Now, there are various ways to have 2 people being born on the same day, and the other two on 2 other days:

$A$. Two born on a Friday, and the other two on two different days other than Friday

$B$. Two born on the same day but other than a Friday, one born on Friday, and the last on a different day yet.

$C$. Two born on the same day but other than a Friday, and the other two on two different days other than Friday

$$P(A) = {4 \choose 2} \cdot \big( \frac{1}{3} \big)^2\cdot \frac{6}{9} \cdot \frac{5}{9} = \frac{180}{729}$$

(the $4 \choose 2$ is the number of ways to pick the two people born on a Friday)
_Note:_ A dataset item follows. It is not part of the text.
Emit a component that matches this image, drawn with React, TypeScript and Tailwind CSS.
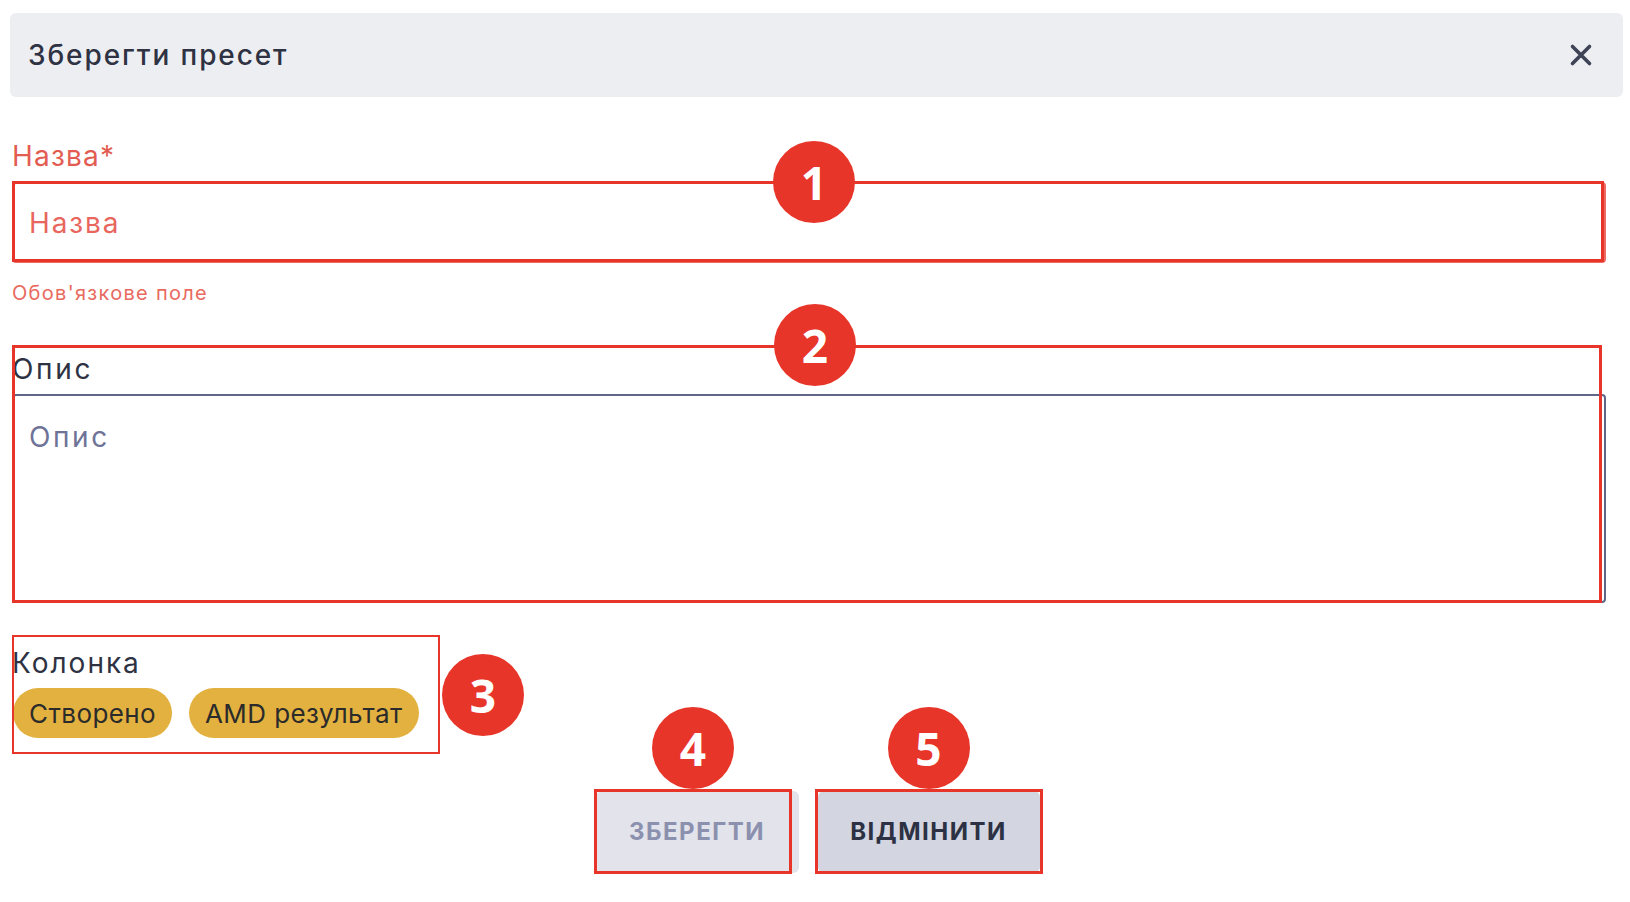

$$P(B) = {4 \choose 2} \cdot 6 \cdot \big( \frac{1}{9} \big)^2\cdot 2 \cdot \frac{1}{3} \cdot \frac{5}{9} = \frac{120}{729}$$

(the extra $2$ term is to distinguish the two people: one born on Friday, the other not. The $6$ is to pick one of the 6 days that the first two are born on)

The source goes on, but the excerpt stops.